Index=index_name chainName="XXXXXXXXXX" (status="TERMINATED" OR status="FAILURE" OR status="SUCCESS")
| head 1
| lookup orderjobname.csv jobName OUTPUTNEW order, maxorder, average_time, finish_time
2 - Is this job the last of the chain ?
| eval job_left=maxorder-order
| eval foo=maxorder-job_left
3 - Classify the job :
| append [|inputlookup orderboxname.csv]
| dedup jobName
| table application, boxName, date, hostname, jobName, jobType, status, order, maxorder,average_time, finish_time, foo
| eval job_done=case(order=maxorder AND (status=="SUCCESS" OR status=="TERMINATED"), "Job done", order!=maxorder AND (status=="SUCCESS" OR status=="TERMINATED"), "Not the last Job", status=="FAILURE", "Job failure", isnull(status), "NULL")

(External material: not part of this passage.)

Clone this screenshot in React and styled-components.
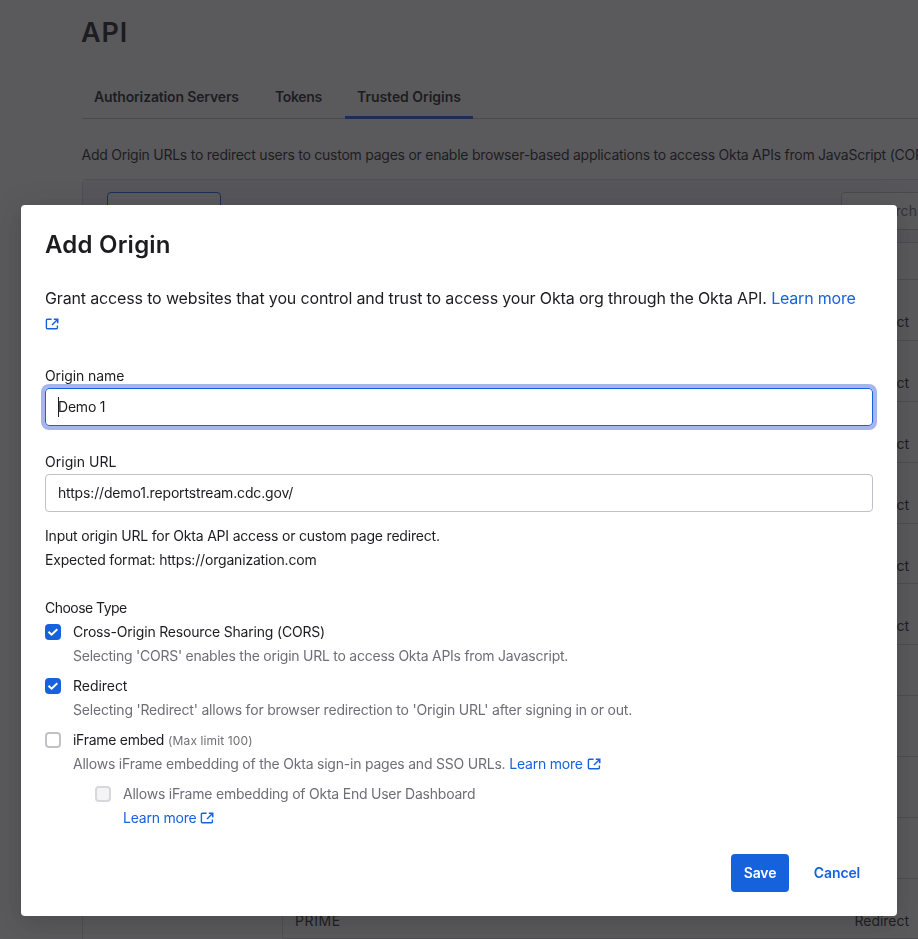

4 - How many time will it take for jobs in the chain that are left, to finish ?
| streamstats last(foo) as foo
| eventstats sum(eval(if(order > foo, average_time, NULL))) AS time_left
5 - Will it take more than the limit ?
| eval n=strptime(finish_time, "%H:%M")
| eval y=date+time_left
| where y > n
6 - And then just custom the visualization.
| eval n=strftime(n, "%c")
| eval y=strftime(y, "%c")
| table application, boxName, jobName, job_done, n, y
| rename n AS time_limit y AS "Job expected to finish at:"
3no.
Hi,
Actually my case is a little harder DMohn because if a script is late, it doesn't mean that all the chain will be (because we leave a delta time if something happen). Anyway Thank you guys, your ideas really helped me a lot.
I used a combo of both your answers (I didn't thought about using case, I was trying to do it with if statement), I post the solution if anyone is interested :
1) First the lookup jobordername.csv :
chainName, jobName, order, maxorder, average_time, finish_time,
XXXXXXX, YYYYYYY1, 1, 9, 30, 18:15
XXXXXXX, YYYYYYY2, 2, 9, 60, 18:15
etc, etc, etc, ...., .......
2) Second, the search (I'll try to explain as much as possible the request) :
1 - What is the last job that finished ?
Index=index_name chainName="XXXXXXXXXX" (status="TERMINATED" OR status="FAILURE" OR status="SUCCESS")
| head 1
| lookup orderjobname.csv jobName OUTPUTNEW order, maxorder, average_time, finish_time
2 - Is this job the last of the chain ?
| eval job_left=maxorder-order
| eval foo=maxorder-job_left
3 - Classify the job :
| append [|inputlookup orderboxname.csv]
| dedup jobName
| table application, boxName, date, hostname, jobName, jobType, status, order, maxorder,average_time, finish_time, foo
| eval job_done=case(order=maxorder AND (status=="SUCCESS" OR status=="TERMINATED"), "Job done", order!=maxorder AND (status=="SUCCESS" OR status=="TERMINATED"), "Not the last Job", status=="FAILURE", "Job failure", isnull(status), "NULL")
4 - How many time will it take for jobs in the chain that are left, to finish ?
| streamstats last(foo) as foo
| eventstats sum(eval(if(order > foo, average_time, NULL))) AS time_left
5 - Will it take more than the limit ?
| eval n=strptime(finish_time, "%H:%M")
| eval y=date+time_left
| where y > n
6 - And then just custom the visualization.
| eval n=strftime(n, "%c")
| eval y=strftime(y, "%c")
| table application, boxName, jobName, job_done, n, y
| rename n AS time_limit y AS "Job expected to finish at:"
3no.
@3no - Glad to hear you were able to find a solution to your question. Please don't forget to click "Accept" below your answer to resolve this post and so others can easily find it. Don’t forget to upvote anything that was helpful too. Thanks!
You definitely need a lookup (or a case
statement inside a macro
) to set the thresholds and dependencies. Then you just build out from there.
You could try to realize your alarms with the help of a lookup...
I could think of a lookup structure like this:
uniqueScriptID, belongsToChain, predecessor, successor
script1, chain1, NULL, script2
script2, chain1, script1, script5
script3, chain2, NULL, script4
script4, chain2, script3, NULL
[...]
If you identify one late script you can identify all scripts within that chain, and trigger your alarms accordingly.
Hope this points to the right direction.